By Simon Basketter
Downloading PDF. Please wait... Issue 2154

Trade unions’ bizarre flirtation with ‘transformation’ (or ‘privatisation’)

This article is over 12 years, 7 months old
The economic crisis has discredited the idea that the market is the solution to our problems.
Issue 2154
The cover of Hilary Wainwright
The cover of Hilary Wainwright’s book

The economic crisis has discredited the idea that the market is the solution to our problems.

Yet, bizarrely, when it comes to public services, privatisation is still being pushed by the Labour government.

And even more oddly, sections of the left and the union movement are going along with the central argument behind the attack our services.

The clearest example of the absolute refusal of the government to change direction is Royal Mail. Lord Mandelson and the government are determined to force through a privatisation that even the Tories balked at.

“Modernisation” as a mantra has done for Royal Mail over the years.

The most useful reminder of the consequences of this is the government-imposed 13-year pension holiday that landed Royal Mail with a £6.8 billion deficit.

This is the same deficit they now use as a rod to beat it with, and apparently proves the case for privatisation.

In reality there isn’t that much wrong with the post. Even after a 40 percent shrinkage there are still 12,000 post offices. Labour’s plan is part of the “there-is-no-alternative” twaddle that has been the default setting since Labour came to power.

Labour has waged an ideological war to hand over services to the rich and move them away from being owned and controlled, however marginally, by the public.

“Private good, public bad” became the common sense.

The idea is that the rigorous pursuit of profit will ensure dynamic and efficient services. This means a drive towards a low-wage, deregulated economy with run-down services.

From the NHS to the rail, we now know this to be rubbish. And the business model isn’t doing too well in the private sector either.


Importantly, the shift towards private provision didn’t mean holding back on spending public money.

Rather, the money went from public coffers straight into company profits.

The privatised rail network costs us more now than it did while it was publicly owned, not to mention the billions we have handed to the banks.

But what is really disturbing is the alternative being pushed within the unions at the minute.

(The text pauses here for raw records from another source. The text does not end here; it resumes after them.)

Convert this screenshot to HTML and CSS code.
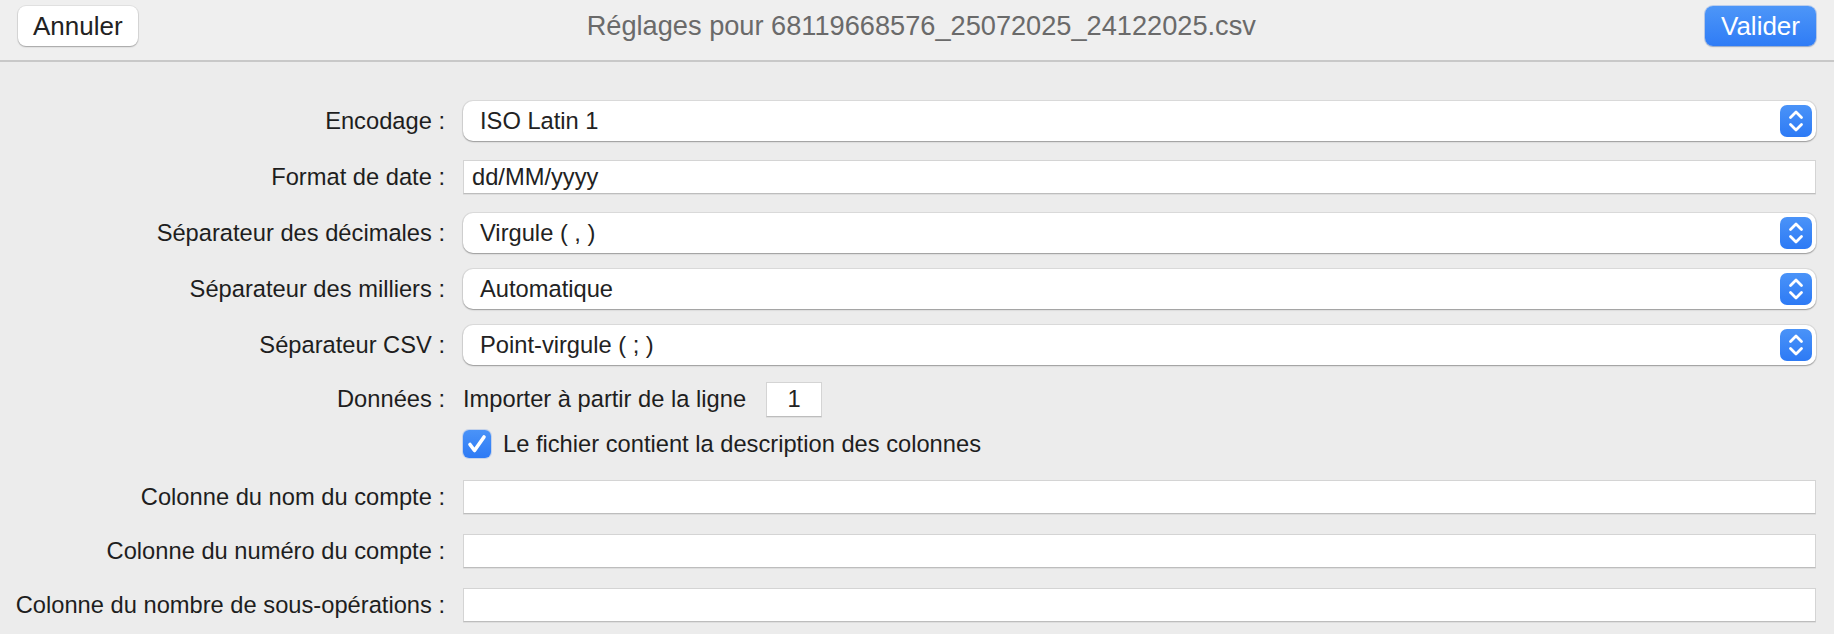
FILE: index.html
```html
<!DOCTYPE html>
<html lang="fr">
<head>
<meta charset="utf-8">
<title>Réglages</title>
<link rel="stylesheet" href="styles.css">
</head>
<body>
<div class="window">
  <header class="toolbar">
    <button class="btn">Annuler</button>
    <h1 class="title">Réglages pour 68119668576_25072025_24122025.csv</h1>
    <button class="btn btn-primary">Valider</button>
  </header>
  <main class="form">
    <div class="row">
      <span class="label">Encodage :</span>
      <div class="popup"><span class="popup-text">ISO Latin 1</span><span class="stepper"><svg viewBox="0 0 32 32" width="32" height="32"><polyline points="10.5,12.5 16,7 21.5,12.5"/><polyline points="10.5,19.5 16,25 21.5,19.5"/></svg></span></div>
    </div>
    <div class="row">
      <span class="label">Format de date :</span>
      <div class="field">dd/MM/yyyy</div>
    </div>
    <div class="row">
      <span class="label">Séparateur des décimales :</span>
      <div class="popup"><span class="popup-text">Virgule ( , )</span><span class="stepper"><svg viewBox="0 0 32 32" width="32" height="32"><polyline points="10.5,12.5 16,7 21.5,12.5"/><polyline points="10.5,19.5 16,25 21.5,19.5"/></svg></span></div>
    </div>
    <div class="row">
      <span class="label">Séparateur des milliers :</span>
      <div class="popup"><span class="popup-text">Automatique</span><span class="stepper"><svg viewBox="0 0 32 32" width="32" height="32"><polyline points="10.5,12.5 16,7 21.5,12.5"/><polyline points="10.5,19.5 16,25 21.5,19.5"/></svg></span></div>
    </div>
    <div class="row">
      <span class="label">Séparateur CSV :</span>
      <div class="popup"><span class="popup-text">Point-virgule ( ; )</span><span class="stepper"><svg viewBox="0 0 32 32" width="32" height="32"><polyline points="10.5,12.5 16,7 21.5,12.5"/><polyline points="10.5,19.5 16,25 21.5,19.5"/></svg></span></div>
    </div>
    <div class="row row-data">
      <span class="label">Données :</span>
      <div class="inline">
        <span class="text">Importer à partir de la ligne</span>
        <div class="field field-number">1</div>
      </div>
    </div>
    <div class="row row-check">
      <span class="label"></span>
      <div class="inline check-line">
        <span class="checkbox"><svg viewBox="0 0 28 28" width="28" height="28"><polyline points="7,14.5 11.5,20.5 21,7"/></svg></span>
        <span class="text">Le fichier contient la description des colonnes</span>
      </div>
    </div>
    <div class="row row-short">
      <span class="label">Colonne du nom du compte :</span>
      <div class="field"></div>
    </div>
    <div class="row row-short">
      <span class="label">Colonne du numéro du compte :</span>
      <div class="field"></div>
    </div>
    <div class="row row-short">
      <span class="label">Colonne du nombre de sous-opérations :</span>
      <div class="field"></div>
    </div>
  </main>
</div>
</body>
</html>
```

FILE: styles.css
```css
html, body {
  margin: 0;
  padding: 0;
  background: #ececec;
  overflow: hidden;
}

body {
  font-family: "Liberation Sans", Arial, sans-serif;
  color: #222;
}

.window {
  width: 1834px;
  height: 634px;
}

.toolbar {
  height: 62px;
  box-sizing: border-box;
  display: flex;
  align-items: flex-start;
  padding: 6px 18px 0 18px;
  background: #efefef;
  border-bottom: 2px solid #c8c8c8;
}

.btn {
  height: 40px;
  padding: 0 15px;
  border: none;
  border-radius: 8px;
  background: #ffffff;
  color: #222;
  font-family: "Liberation Sans", Arial, sans-serif;
  font-size: 26px;
  line-height: 40px;
  box-shadow: 0 0 0 1px rgba(0, 0, 0, 0.06), 0 1px 1.5px rgba(0, 0, 0, 0.28);
}

.btn-primary {
  background: linear-gradient(#4d96f8, #2f7cf6);
  color: #fff;
  padding: 0 16px;
  box-shadow: 0 0 0 1px rgba(40, 110, 230, 0.25), 0 1px 1.5px rgba(0, 0, 0, 0.22);
}

.title {
  flex: 1;
  margin: 0;
  text-align: center;
  font-weight: normal;
  font-size: 27.2px;
  line-height: 40px;
  color: #6a6a6a;
}

.form {
  display: flex;
  flex-direction: column;
  padding: 31px 18px 0 0;
}

.row {
  display: grid;
  grid-template-columns: 445px 1fr;
  column-gap: 18px;
  align-items: center;
  height: 56px;
}

.row-data {
  height: 52px;
}

.row-short {
  height: 54px;
}

.row-check {
  height: 45px;
  box-sizing: border-box;
  align-items: start;
  padding-top: 5px;
}

.label {
  text-align: right;
  font-size: 23.7px;
  color: #1e1e1e;
  white-space: nowrap;
}

.text {
  font-size: 23.7px;
  color: #1e1e1e;
  white-space: nowrap;
}

.popup {
  height: 40px;
  display: flex;
  align-items: center;
  justify-content: space-between;
  background: #fff;
  border-radius: 10px;
  padding: 0 4px 0 17px;
  box-shadow: 0 0 0 1px rgba(0, 0, 0, 0.07), 0 1px 1.5px rgba(0, 0, 0, 0.3);
}

.popup-text {
  font-size: 23.7px;
  color: #222;
}

.stepper {
  width: 32px;
  height: 32px;
  border-radius: 7px;
  background: linear-gradient(#4a93f8, #2d7af5);
  display: flex;
}

.stepper svg polyline {
  fill: none;
  stroke: #fff;
  stroke-width: 2.8;
  stroke-linecap: round;
  stroke-linejoin: round;
}

.field {
  height: 34px;
  box-sizing: border-box;
  background: #fff;
  border: 1px solid #d4d4d4;
  border-bottom-color: #bdbdbd;
  box-shadow: 0 1px 0 rgba(0, 0, 0, 0.06);
  padding: 0 8px;
  font-size: 23.7px;
  line-height: 32px;
  color: #222;
}

.inline {
  display: flex;
  align-items: center;
  gap: 20px;
}

.field-number {
  width: 56px;
  height: 35px;
  line-height: 33px;
  text-align: center;
  padding: 0;
}

.check-line {
  gap: 12px;
}

.checkbox {
  width: 28px;
  height: 28px;
  border-radius: 6px;
  background: linear-gradient(#4a93f8, #2d7af5);
  display: flex;
  box-shadow: 0 0 0 1px rgba(40, 110, 230, 0.2);
}

.checkbox svg polyline {
  fill: none;
  stroke: #fff;
  stroke-width: 3.6;
  stroke-linecap: round;
  stroke-linejoin: round;
}
```
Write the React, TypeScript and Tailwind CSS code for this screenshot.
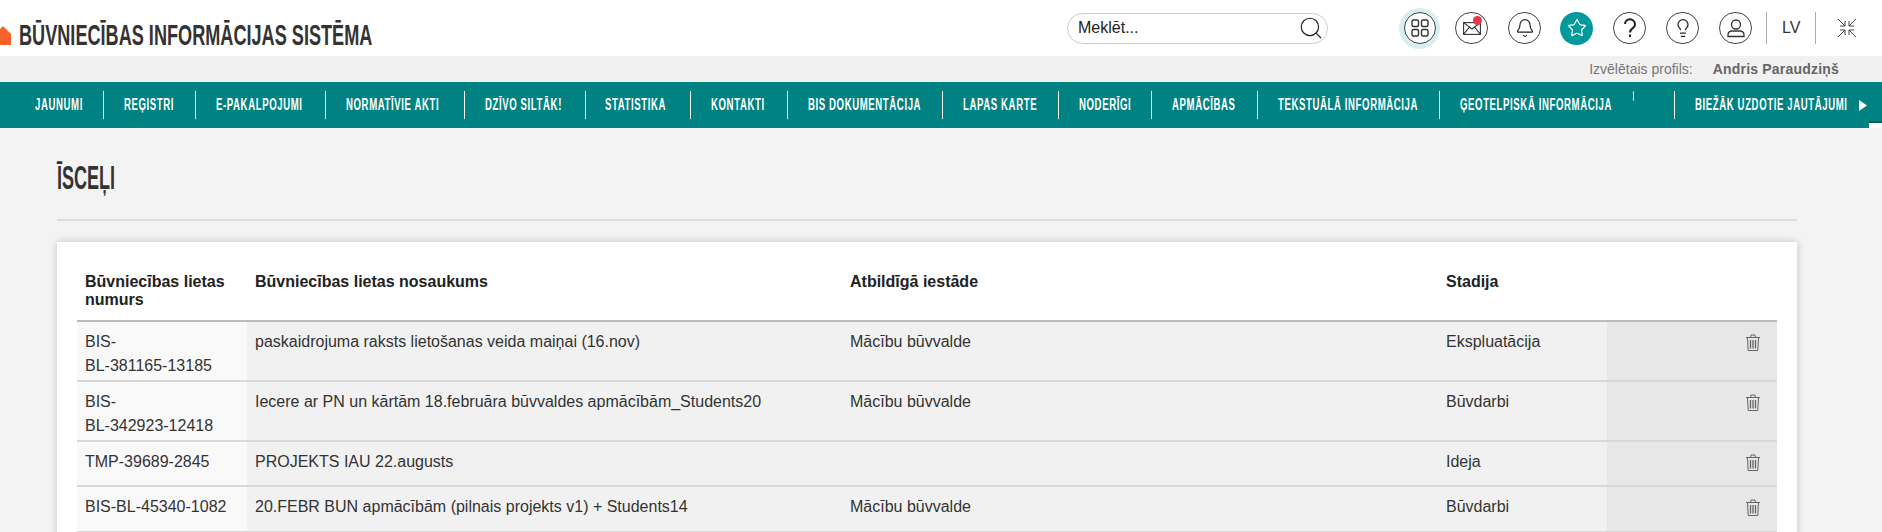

Instead of fighting the attacks on our services, there is a widespread acceptance that “modernisation” is inevitable, coupled with a desire to find a more moderate version.

So Compass – a “think-tank” – has put forward a proposal for a not-for-profit Royal Mail.

The idea is similar to Network Rail and some of the failed water companies.

It says it wants a “dynamic and innovative public service” that enlists both the workforce, including managers and trade unions, and the public in the renewal effort.

The main thing worth knowing about Network Rail is that is costs a fortune, yet remains at the heart of the privatised rail system with all its faults.

All the blather about renewal ignores a simple thing – “modernisation” and efficiency are not about improving public services but cutting costs.

So in another Compass publication, Public sector reform … but not as we know it!, Hilary Wainwright actively encourages “modernisation” – and for the unions to get involved in the process.

It recounts an example of how it has been done.

The case Wainwright reports is the “transformation” (as the latest jargon has it) of Newcastle council’s IT services, with 650 staff and a budget of £25 million.

Much heralded is the role of the Unison union, and the Northern region of the union in particular, in articulating the determination of staff to keep their destiny in their own hands.


Apparently the new model has a “democratic infrastructure” which ensures that, once arrived at, tough decisions, including job cuts, stick.

The advantage of this is apparently that the self-funding deal has saved management £28.5 million. Unison and Wainwright claim that, if reproduced at other councils, this could save £3.5 billion nationally.

Wainwright uses the rhetoric of democracy and workers’ control – but behind the left cover lies the idea that managers and workers’ interests are the same.

So as councils look to cut back services and jobs, her solution is for unions to become involved in the process as “social partners”.

This “transforms” unions from fighting for their members to looking to manage the pain for the bosses as they sack workers.

Labour governments in the past had to choose between increasing workers’ democratic control over industry or protecting the interests of those who owned the country’s wealth.

They invariably came down in favour of the latter. But now even the facade of acting in the interests of workers has been dropped.

The government’s commitment to the market perpetuates a state of affairs that condemns us to poverty, low wages and insecurity.

The pressure to all come together with bosses needs to be resisted in the private sector – and seeing it as a solution for the public sector will be even more disastrous.

The desire for partnership with the bosses is raising the white flag in the battle to defend our public services.

We should not let our unions participate as partners in our bosses’ attacks. Instead we need them to help organise a fight back.

If the unions go down the road of accepting “modernisation” as inevitable and necessary for the public sector, they will be doing nothing but signing up for cuts in services and jobs instead of defending them.